I AM HAPPY TO OFFER EACH OF YOU AN INVITATION TO SUNDAY MASS ON THE SECOND SUNDAY IN ORDINARY TIME in the Catholic Diocese of Tyler. The response to offering these beautiful liturgies has been overwhelming. The readings, as always, offer so much for us to reflect on. It is helpful to pray through them and reflect upon them before we assist at Holy Mass.
Our first reading for Holy Mass, is taken from Chapter three of the Book of Samuel. We hear of the call of the Lord to the young, soon to become, prophet names Samuel. He was ministering under the leadership of Eli. Eli was an old man whose eyesight was failing. And, at the time this call came to the young Samuel, we read (in the first verse of this same chapter), "the word of the Lord was rare in those days and there was no frequent vision."
It takes several times before Samuel, with the help of the elderly Eli, finally discerns that the voice he was hearing, the call he was receiving, was not coming from Eli, but from the Lord. Not only is this account part of the history of the Lords wonderful dealings with Israel, but it also has a spiritual lesson for all of us. We need to learn to listen for the call of the Lord. And, through prayer and growth in the Christian life, we can learn to hear His voice on a regular basis.

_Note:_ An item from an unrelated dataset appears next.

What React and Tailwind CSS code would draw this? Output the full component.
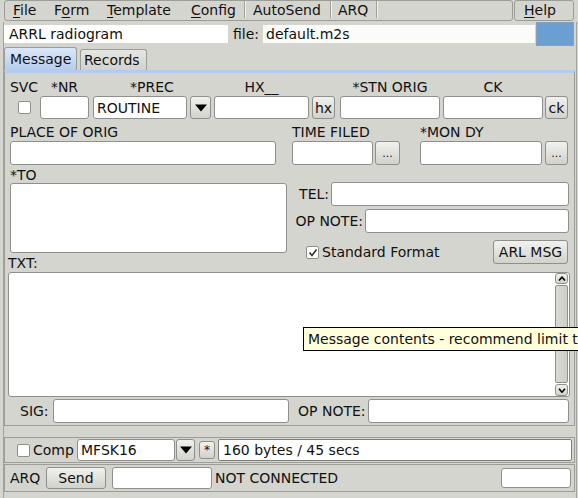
import React from "react";

const inp = "bg-white border border-[#8f8f8b] rounded-[3px] box-border";
const btn =
  "border border-[#8f8f8b] rounded-[3px] box-border bg-linear-to-b from-[#f1f1ee] to-[#d2d2cc] flex items-center justify-center";
const chk = "w-[13px] h-[13px] bg-white border border-[#8f8f8b] rounded-[2px] box-border";

function Tri() {
  return (
    <svg width="12" height="8" viewBox="0 0 12 8">
      <path d="M0 0.5H12L6 7.5Z" fill="#000" />
    </svg>
  );
}

function Sep() {
  return (
    <div className="flex self-stretch">
      <div className="w-px bg-[#a0a09b]" />
      <div className="w-px bg-[#f2f2ef]" />
    </div>
  );
}

export default function App() {
  return (
    <div className="w-[578px] h-[498px] overflow-hidden relative bg-[#d5d5cf] text-[14px] text-[#111] font-['DejaVu_Sans',sans-serif] leading-none select-none">
      {/* Menu bar */}
      <div className="flex h-[21px]">
        <div className="ml-[4px] w-[509px] h-[21px] border border-[#9d9d98] rounded-[3px] box-border flex items-center pl-[8px] pb-[2px]">
          <span className="w-[41px]">
            <span className="underline underline-offset-2">F</span>ile
          </span>
          <span className="w-[53px]">
            F<span className="underline underline-offset-2">o</span>rm
          </span>
          <span className="w-[84px]">
            <span className="underline underline-offset-2">T</span>emplate
          </span>
          <span className="w-[53px]">
            <span className="underline underline-offset-2">C</span>onfig
          </span>
          <Sep />
          <span className="w-[84px] pl-[7px]">AutoSend</span>
          <Sep />
          <span className="w-[44px] pl-[6px]">ARQ</span>
          <Sep />
        </div>
        <div className="ml-[1px] w-[60px] h-[21px] border border-[#9d9d98] rounded-[3px] box-border flex items-center pl-[9px] pb-[2px]">
          <span className="underline underline-offset-2">H</span>elp
        </div>
      </div>

      <div className="border-l border-r border-b border-[#a3a39e] ml-[3px] w-[574px] h-[477px] box-border">
        {/* Title row */}
        <div className="flex items-center h-[24px] mt-[1px]">
          <div className="w-[224px] h-[18px] bg-white flex items-center pl-[5px]">ARRL radiogram</div>
          <span className="ml-[5px] w-[30px]">file:</span>
          <div className="w-[272px] h-[18px] bg-[#fbfbfa] flex items-center pl-[3px]">default.m2s</div>
          <div className="ml-[1px] w-[38px] h-[24px] bg-[#6b9fd2] border border-[#8a9fb8] box-border" />
        </div>

        {/* Tabs */}
        <div className="flex items-end h-[24px]">
          <div className="w-[73px] h-[23px] rounded-t-[3px] border border-b-0 border-[#9d9d98] box-border bg-linear-to-b from-[#dbe7f8] to-[#b7cdee] flex items-center pl-[5px] pb-[1px]">
            Message
          </div>
          <div className="ml-[3px] w-[67px] h-[21px] rounded-t-[3px] border border-b-0 border-[#9d9d98] box-border bg-linear-to-b from-[#e6e6e2] to-[#d3d3cd] flex items-center pl-[3px]">
            Records
          </div>
        </div>

        {/* Panel */}
        <div className="w-[571px] border border-[#9d9d98] border-t-[3px] border-t-[#b3cbee] box-border pb-[2px]">
          {/* Row A */}
          <div className="flex mt-[5px]">
            <div className="ml-[4px] w-[30px] flex flex-col items-center">
              <div className="h-[17px] flex items-center">SVC</div>
              <div className="mt-[1px] h-[23px] flex items-center">
                <div className={chk} />
              </div>
            </div>
            <div className="ml-[1px] w-[49px] flex flex-col items-center">
              <div className="h-[17px] flex items-center">*NR</div>
              <div className={`mt-[1px] h-[23px] w-full ${inp}`} />
            </div>
            <div className="ml-[4px] w-[118px] flex flex-col items-center">
              <div className="h-[17px] flex items-center">*PREC</div>
              <div className="mt-[1px] h-[23px] w-full flex">
                <div className={`w-[94px] h-[23px] ${inp} flex items-center pl-[3px]`}>ROUTINE</div>
                <div className={`ml-[3px] w-[21px] h-[23px] ${btn}`}>
                  <Tri />
                </div>
              </div>
            </div>
            <div className="ml-[3px] w-[95px] flex flex-col items-center">
              <div className="h-[17px] flex items-center">HX__</div>
              <div className={`mt-[1px] h-[23px] w-full ${inp}`} />
            </div>
            <div className="ml-[3px] w-[23px] flex flex-col">
              <div className="h-[17px]" />
              <div className={`mt-[1px] h-[23px] w-full ${btn}`}>hx</div>
            </div>
            <div className="ml-[5px] w-[100px] flex flex-col items-center">
              <div className="h-[17px] flex items-center">*STN ORIG</div>
              <div className={`mt-[1px] h-[23px] w-full ${inp}`} />
            </div>
            <div className="ml-[3px] w-[100px] flex flex-col items-center">
              <div className="h-[17px] flex items-center">CK</div>
              <div className={`mt-[1px] h-[23px] w-full ${inp}`} />
            </div>
            <div className="ml-[2px] w-[23px] flex flex-col">
              <div className="h-[17px]" />
              <div className={`mt-[1px] h-[23px] w-full ${btn}`}>ck</div>
            </div>
          </div>

          {/* Row B */}
          <div className="flex mt-[4px]">
            <div className="ml-[5px] w-[266px] flex flex-col">
              <div className="h-[17px] flex items-center">PLACE OF ORIG</div>
              <div className={`mt-[1px] h-[24px] w-full ${inp}`} />
            </div>
            <div className="ml-[16px] w-[81px] flex flex-col">
              <div className="h-[17px] flex items-center">TIME FILED</div>
              <div className={`mt-[1px] h-[24px] w-full ${inp}`} />
            </div>
            <div className="ml-[2px] w-[25px] flex flex-col">
              <div className="h-[17px]" />
              <div className={`mt-[1px] h-[24px] w-full ${btn} text-[11px]`}>...</div>
            </div>
            <div className="ml-[20px] w-[122px] flex flex-col">
              <div className="h-[17px] flex items-center">*MON DY</div>
              <div className={`mt-[1px] h-[24px] w-full ${inp}`} />
            </div>
            <div className="ml-[3px] w-[23px] flex flex-col">
              <div className="h-[17px]" />
              <div className={`mt-[1px] h-[24px] w-full ${btn} text-[11px]`}>...</div>
            </div>
          </div>

          {/* Row C */}
          <div className="flex">
            <div className="ml-[5px] w-[277px] flex flex-col">
              <div className="mt-[1px] h-[17px] flex items-center">*TO</div>
              <div className={`h-[70px] w-full ${inp}`} />
              <div className="mt-[1px] h-[17px] flex items-center -ml-[2px]">TXT:</div>
            </div>
            <div className="ml-[5px] w-[277px] flex flex-col">
              <div className="mt-[17px] h-[24px] flex items-center justify-end">
                <span className="mr-[2px]">TEL:</span>
                <div className={`w-[238px] h-[24px] ${inp}`} />
              </div>
              <div className="mt-[3px] h-[24px] flex items-center justify-end">
                <span className="mr-[2px]">OP NOTE:</span>
                <div className={`w-[204px] h-[24px] ${inp}`} />
              </div>
              <div className="mt-[7px] h-[24px] flex items-center">
                <div className={`ml-[14px] ${chk} flex items-center justify-center`}>
                  <svg width="10" height="9" viewBox="0 0 10 9">
                    <path d="M1.5 4.5L4 7.5L8.5 1.5" stroke="#333" strokeWidth="1.6" fill="none" />
                  </svg>
                </div>
                <span className="ml-[3px]">Standard Format</span>
                <div className={`ml-auto mr-[1px] w-[75px] h-[24px] ${btn}`}>ARL MSG</div>
              </div>
            </div>
          </div>

          {/* TXT area */}
          <div className={`ml-[3px] mt-[1px] w-[562px] h-[125px] ${inp} flex justify-end pr-[1px]`}>
            <div className="w-[13px] h-full flex flex-col">
              <div className={`h-[11px] ${btn} rounded-[2px]`}>
                <svg width="8" height="5" viewBox="0 0 8 5">
                  <path d="M1 4.5L4 1.2L7 4.5" stroke="#000" strokeWidth="1.6" fill="none" />
                </svg>
              </div>
              <div className="flex-1 border border-[#8f8f8b] rounded-[2px] bg-linear-to-r from-[#dadad5] to-[#cfcfc9] mt-px" />
              <div className={`h-[12px] ${btn} rounded-[2px] mt-px`}>
                <svg width="8" height="5" viewBox="0 0 8 5">
                  <path d="M1 0.8L4 4.2L7 0.8" stroke="#000" strokeWidth="1.6" fill="none" />
                </svg>
              </div>
            </div>
          </div>

          {/* SIG row */}
          <div className="flex items-center mt-[2px] h-[24px]">
            <span className="ml-[15px] w-[33px]">SIG:</span>
            <div className={`w-[236px] h-[24px] ${inp}`} />
            <span className="ml-[9px] w-[70px]">OP NOTE:</span>
            <div className={`w-[201px] h-[24px] ${inp}`} />
          </div>
        </div>

        {/* Comp row */}
        <div className="mt-[11px] w-[571px] h-[26px] border border-[#9d9d98] box-border flex items-center">
          <div className={`ml-[12px] ${chk}`} />
          <span className="ml-[3px] w-[44px]">Comp</span>
          <div className={`w-[98px] h-[22px] ${inp} flex items-center pl-[3px]`}>MFSK16</div>
          <div className={`ml-[1px] w-[19px] h-[22px] ${btn}`}>
            <Tri />
          </div>
          <div className={`ml-[4px] w-[16px] h-[18px] ${btn} text-[12px]`}>*</div>
          <div className="ml-[3px] w-[354px] h-[22px] bg-white border border-[#7d7d79] rounded-[2px] box-border flex items-center pl-[4px]">
            160 bytes / 45 secs
          </div>
        </div>

        {/* ARQ row */}
        <div className="mt-[1px] w-[571px] h-[28px] border border-[#9d9d98] box-border flex items-center">
          <span className="ml-[5px] w-[36px]">ARQ</span>
          <div className={`w-[60px] h-[22px] ${btn}`}>Send</div>
          <div className={`ml-[6px] w-[100px] h-[22px] ${inp}`} />
          <span className="ml-[3px]">NOT CONNECTED</span>
          <div className={`ml-auto mr-[3px] w-[70px] h-[20px] ${inp}`} />
        </div>
      </div>

      {/* Tooltip */}
      <div className="absolute left-[303px] top-[327px] h-[24px] border border-black bg-[#ffffdc] flex items-center pl-[4px] pr-[4px] whitespace-nowrap box-border">
        Message contents - recommend limit to 25 words
      </div>
    </div>
  );
}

In our Responsorial Psalm, we hear that David, the Psalmist and Prophet, did just that. He learned to hear the voice of the Lord. And, once he did, he was compelled to share it with others. Listen to his words "See, I will not hold my tongue, as you well know. I have not kept your saving justice locked in the depths of my heart but have spoken of your constancy and saving help. I have made no secret of your faithful and steadfast love, in the great assembly." That is what happens to each one of us when we begin to hear the Lord speaking to us. We want to share it with everyone.
Our Second Reading is taken from the Apostle Paul's letter to the Corinthians. To understand it, the context is helpful. At Corinth, Paul found that the believers were becoming confused about the full teaching of the Gospel. They were being led astray by some false teachers who were ministering and sharing their errant doctrines right within the Church. In the portion we hear on this Lords Day, the Apostle Paul is correcting immoral behavior in the community.
At root, this immoral behavior revealed a failure to understand that the Lord came to save the whole person - body, soul, and spirit. The teaching of the Church is that redemption will be complete when we, like the Lord Himself, are raised bodily from the dead when Jesus Christ returns. Our bodies are temples of the Holy Spirit. They are NOT simply some form of carrying case for the soul. NO. We are Christians. We profess in our creeds and the Bible and tradition are clear, Jesus assumed a human Body and was raised in a glorified Body. He has come to save the whole person.
Do we believe this? How do we view our body?
The Gospel for this Second Sunday in Ordinary time is taken from the first chapter of the fourth Gospel, the one written by the beloved disciple John. It contains the call of the first disciples in response to the witness of John the Baptizer. John pointed to Jesus, saying "THERE IS THE LAMB OF GOD". We hear their response to Jesus. They asked Him where He was staying and He said to them, "Come and See".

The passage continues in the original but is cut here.